Below are the records. List every line holding the word "this".

PROVIDED DATA
+ + + + + + +

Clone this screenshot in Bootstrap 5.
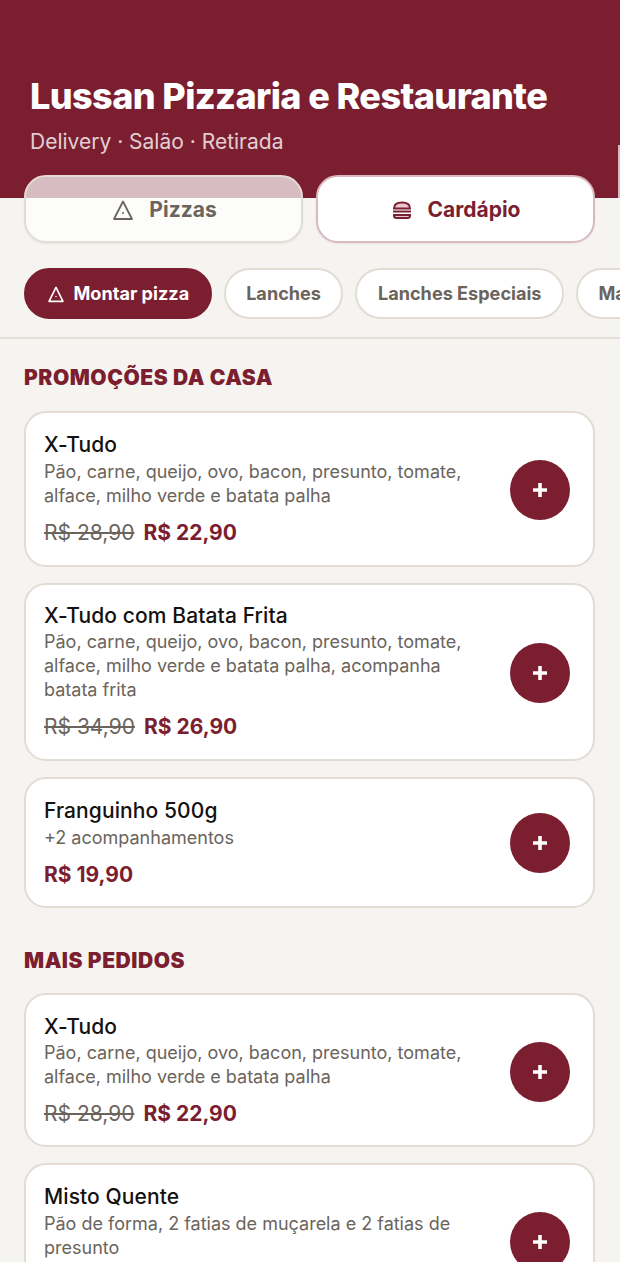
<!DOCTYPE html>
<html lang="pt-BR">
<head>
    <meta charset="UTF-8">
    <title>Lussan Pizzaria e Restaurante</title>
    <link href="https://cdn.jsdelivr.net/npm/bootstrap@5.3.0/dist/css/bootstrap.min.css" rel="stylesheet">
    <style>
        html, body { height: 100%; overflow: hidden; }
        body { background: #f6f4f1; font-family: Inter, "Liberation Sans", sans-serif; color: #14110f; }
        .hero { position: relative; background: #7b1e30; height: 198px; padding: 76px 30px 0; color: #fff; }
        .hero::after { content: ""; position: absolute; right: 0; top: 145px; bottom: 0; width: 2px; background: #d9b9bf; }
        .hero h1 { font-size: 36px; line-height: 40px; font-weight: 800; letter-spacing: -0.59px; margin: 0; white-space: nowrap; }
        .hero p { font-size: 21px; line-height: 28px; margin: 12px 0 0; color: rgba(255,255,255,.8); }
        .tabs { position: relative; z-index: 1; margin: -23px 25px 0 24px; gap: 13px; }
        .tab-btn { flex: 1 1 0; height: 68px; padding: 2px 0 0 2px; border-radius: 22px; border: 2px solid #e2dcd4; background: rgba(255,255,255,.7); color: #6b645c; font-size: 21px; font-weight: 700; gap: 15px; box-shadow: 0 1px 2px rgba(60,40,30,.08); }
        .tab-btn.on { background: #fff; color: #7b1e30; border-color: #d9b9bf; }
        .chips { margin: 25px 0 0 24px; gap: 12px; height: 51px; overflow: hidden; }
        .chip { flex: none; height: 51px; border-radius: 26px; border: 2px solid #e2dcd4; background: #fff; color: #6b645c; font-size: 18.1px; font-weight: 700; padding: 0 20.5px; gap: 9px; }
        .chip.on { background: #7b1e30; border-color: #7b1e30; color: #fff; }
        .rule { height: 2px; background: #e2dfd9; margin-top: 18px; }
        .sec-first { margin-top: 25px; }
        .sec-first .sec-title { margin-bottom: 19px; }
        .sec-next { margin-top: 39px; }
        .sec-title { font-size: 21px; line-height: 28px; font-weight: 900; color: #7b1e30; margin: 0 0 18px 24px; letter-spacing: .55px; }
        .menu-card { margin: 0 25px 16px 24px; background: #fff; border: 2px solid #e2dcd4; border-radius: 22px; padding: 17px 18px 16px; gap: 20px; }
        .item-name { font-size: 21px; line-height: 30px; font-weight: 500; letter-spacing: .1px; margin: 0; }
        .item-desc { font-size: 18px; line-height: 24px; color: #6b645c; margin: 0; }
        .price-row { margin-top: 9px; line-height: 32px; gap: 9px; }
        .old-price { font-size: 21px; color: #6b645c; text-decoration: line-through; }
        .new-price { font-size: 21px; font-weight: 700; color: #7b1e30; }
        .add-btn { flex: none; width: 60px; height: 60px; border-radius: 50%; border: 0; padding: 0; background: #7b1e30; margin-right: 5px; }
        /* the reference's rows differ by a pixel or two */
        .card-long { padding-top: 17px; padding-bottom: 16px; }
        .card-long .item-name { line-height: 28px; }
        .card-short { padding-top: 16px; padding-bottom: 15px; }
        .card-short .item-name { line-height: 31px; }
        .card-repeat { padding-top: 18px; padding-bottom: 15px; }
        .card-repeat .item-name { line-height: 28px; }
    </style>
</head>
<body>
<header class="hero">
    <h1>Lussan Pizzaria e Restaurante</h1>
    <p>Delivery · Salão · Retirada</p>
</header>

<div class="tabs d-flex">
    <button class="tab-btn d-flex align-items-center justify-content-center">
        <svg width="22" height="22" viewBox="0 0 22 22" fill="none" stroke="currentColor" stroke-width="1.8"><path d="M11 2.500 L2 20 H20 Z" stroke-linejoin="round"/><circle cx="11" cy="14" r="1" fill="currentColor" stroke="none"/></svg>
        Pizzas
    </button>
    <button class="tab-btn on d-flex align-items-center justify-content-center">
        <svg width="20" height="20" viewBox="0 0 20 20" fill="none" stroke="currentColor" stroke-width="2"><path d="M2 8.500C2 4.500 5.500 2.500 10 2.500s8 2 8 6z" fill="#e8c9cf"/><path d="M1 11.500h18"/><path d="M2 15h16v.5c0 1.500-1 2.500-2.500 2.500h-11C3 18 2 17 2 15.500z" fill="#e8c9cf"/></svg>
        Cardápio
    </button>
</div>

<nav class="chips d-flex">
    <button class="chip on d-flex align-items-center">
        <svg width="18" height="18" viewBox="0 0 22 22" fill="none" stroke="currentColor" stroke-width="2"><path d="M11 3 L2.500 20 H19.500 Z" stroke-linejoin="round"/><circle cx="11" cy="14" r=".9" fill="currentColor" stroke="none"/></svg>
        Montar pizza
    </button>
    <button class="chip">Lanches</button>
    <button class="chip">Lanches Especiais</button>
    <button class="chip">Massas</button>
</nav>
<div class="rule"></div>

<section class="sec-first">
    <h2 class="sec-title">PROMOÇÕES DA CASA</h2>

    <div class="menu-card d-flex align-items-center">
        <div class="flex-grow-1">
            <h3 class="item-name">X-Tudo</h3>
            <p class="item-desc">Pão, carne, queijo, ovo, bacon, presunto, tomate, alface, milho verde e batata palha</p>
            <div class="price-row d-flex"><span class="old-price">R$ 28,90</span><span class="new-price">R$ 22,90</span></div>
        </div>
        <button class="add-btn d-flex align-items-center justify-content-center"><svg width="16" height="16" viewBox="0 0 16 16"><path d="M6.200 1h3.600v5.200H15v3.600H9.800V15H6.200V9.800H1V6.200h5.200z" fill="#fff"/></svg></button>
    </div>

    <div class="menu-card card-long d-flex align-items-center">
        <div class="flex-grow-1">
            <h3 class="item-name">X-Tudo com Batata Frita</h3>
            <p class="item-desc">Pão, carne, queijo, ovo, bacon, presunto, tomate, alface, milho verde e batata palha, acompanha batata frita</p>
            <div class="price-row d-flex"><span class="old-price">R$ 34,90</span><span class="new-price">R$ 26,90</span></div>
        </div>
        <button class="add-btn d-flex align-items-center justify-content-center"><svg width="16" height="16" viewBox="0 0 16 16"><path d="M6.200 1h3.600v5.200H15v3.600H9.800V15H6.200V9.800H1V6.200h5.200z" fill="#fff"/></svg></button>
    </div>

    <div class="menu-card card-short d-flex align-items-center">
        <div class="flex-grow-1">
            <h3 class="item-name">Franguinho 500g</h3>
            <p class="item-desc">+2 acompanhamentos</p>
            <div class="price-row d-flex"><span class="new-price">R$ 19,90</span></div>
        </div>
        <button class="add-btn d-flex align-items-center justify-content-center"><svg width="16" height="16" viewBox="0 0 16 16"><path d="M6.200 1h3.600v5.200H15v3.600H9.800V15H6.200V9.800H1V6.200h5.200z" fill="#fff"/></svg></button>
    </div>
</section>

<section class="sec-next">
    <h2 class="sec-title">MAIS PEDIDOS</h2>

    <div class="menu-card card-repeat d-flex align-items-center">
        <div class="flex-grow-1">
            <h3 class="item-name">X-Tudo</h3>
            <p class="item-desc">Pão, carne, queijo, ovo, bacon, presunto, tomate, alface, milho verde e batata palha</p>
            <div class="price-row d-flex"><span class="old-price">R$ 28,90</span><span class="new-price">R$ 22,90</span></div>
        </div>
        <button class="add-btn d-flex align-items-center justify-content-center"><svg width="16" height="16" viewBox="0 0 16 16"><path d="M6.200 1h3.600v5.200H15v3.600H9.800V15H6.200V9.800H1V6.200h5.200z" fill="#fff"/></svg></button>
    </div>

    <div class="menu-card d-flex align-items-center">
        <div class="flex-grow-1">
            <h3 class="item-name">Misto Quente</h3>
            <p class="item-desc">Pão de forma, 2 fatias de muçarela e 2 fatias de presunto</p>
            <div class="price-row d-flex"><span class="new-price">R$ 12,90</span></div>
        </div>
        <button class="add-btn d-flex align-items-center justify-content-center"><svg width="16" height="16" viewBox="0 0 16 16"><path d="M6.200 1h3.600v5.200H15v3.600H9.800V15H6.200V9.800H1V6.200h5.200z" fill="#fff"/></svg></button>
    </div>
</section>
</body>
</html>
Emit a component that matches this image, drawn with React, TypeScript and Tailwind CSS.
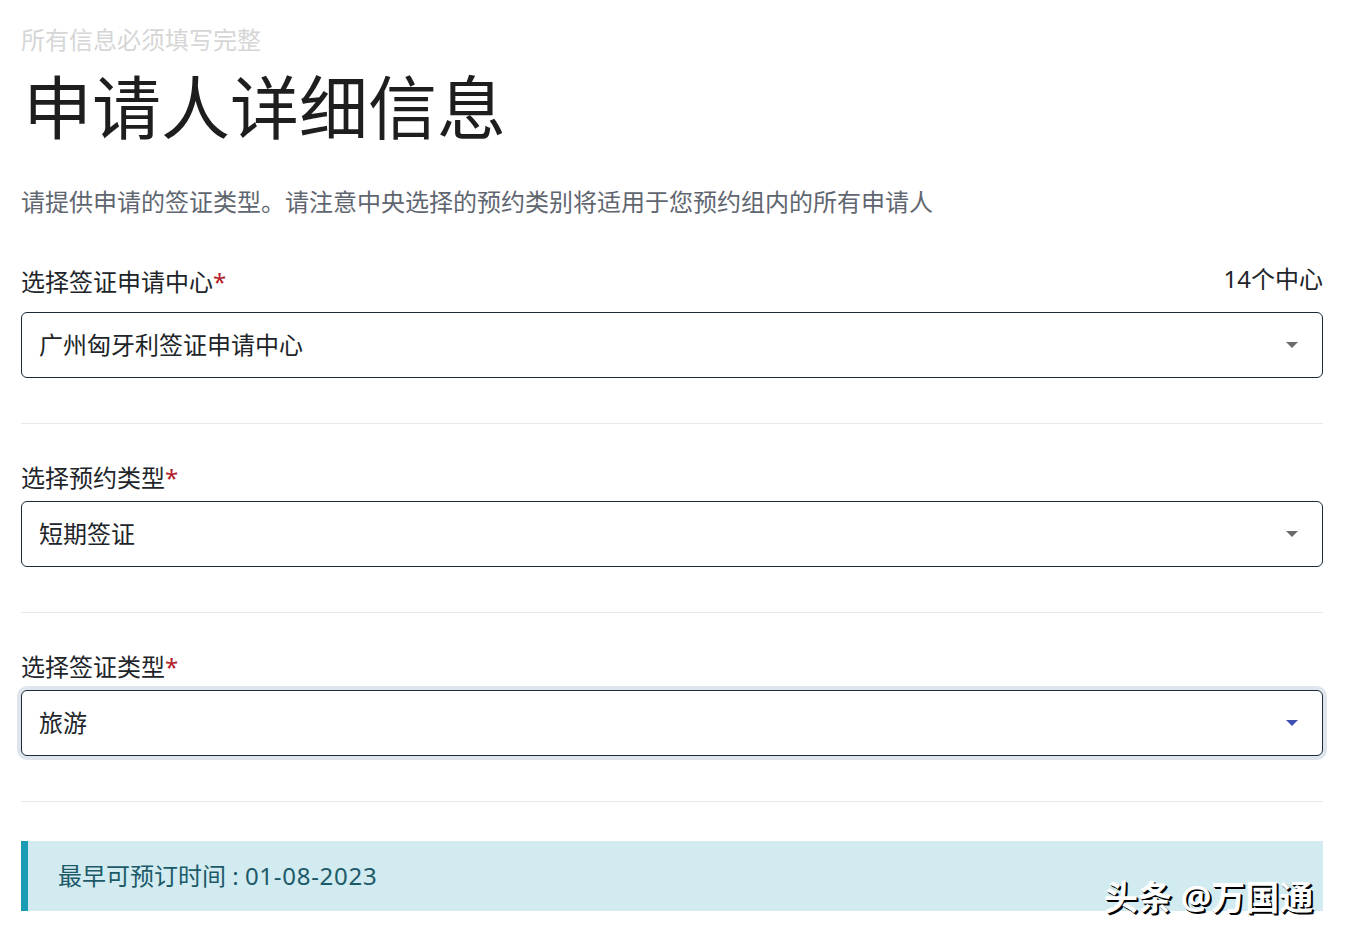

+ + + + + + +

REPLY
Clone this screenshot in Bootstrap 5.
Emit a component that matches this image, drawn with React, TypeScript and Tailwind CSS.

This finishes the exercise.